In the broader image of the queer experience, of the journey of recognizing yourself as othered, as facing the harrowing social journeys within that realization and because of it to find yourself not in a halcyon circle of perfect acceptance and love and safety, but to always be pressing forwards towards a better tomorrow. The Queer VOICES project did this loudly, proudly and in a way that could not remit a dry eye in the auditorium. 

Watching it myself, I was transported by each of the talented cast members to a place of social and emotional vulnerability. Even in those short moments in the course of the performance, you find yourself engaged in a truly internal existential conversation with yourself. 

The cast and crew of the production stepped far beyond entertainment and firmly rooted themselves as weavers of reflexive introspection at the forefront of their audiences. Their stories were true to the variance of the human condition and they spoke to the struggles, strife and ultimate triumphs of love in the modern age. 

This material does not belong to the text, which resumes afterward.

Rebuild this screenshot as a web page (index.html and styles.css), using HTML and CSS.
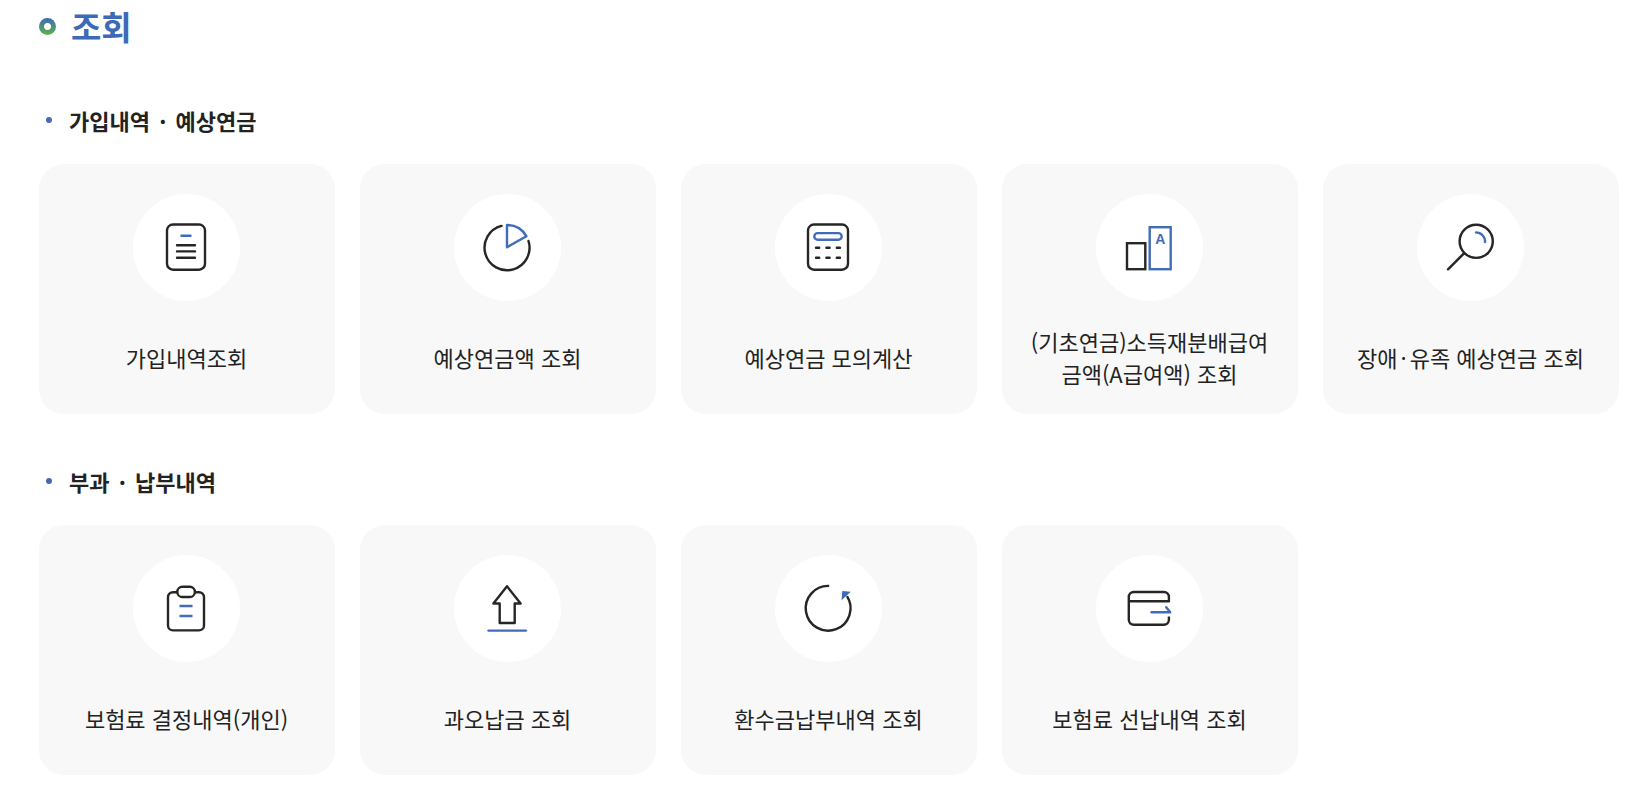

I cannot fully sing the praises of this absolute triumph, but to the co-directors Cassidy Willey and Art Williams, the cast and Jeanette Adams — the standup bassist.  Bryan Alvarez-Terrazas, Kat Dressman, Quentin Farris, Hattie Rensberry, Dani Rivera, Micha Schoepe, Travis Wilson, stage manager, Betsy Zaubler, and designer, Gabriela Mejia, I offer nothing but my thanks for a transformative evening of introspection and meditation on the nature of being human. Your work, your art, your beauty is infinite and immortal in the minds of your audience and you have our infinite thanks for your warmth, honesty and love.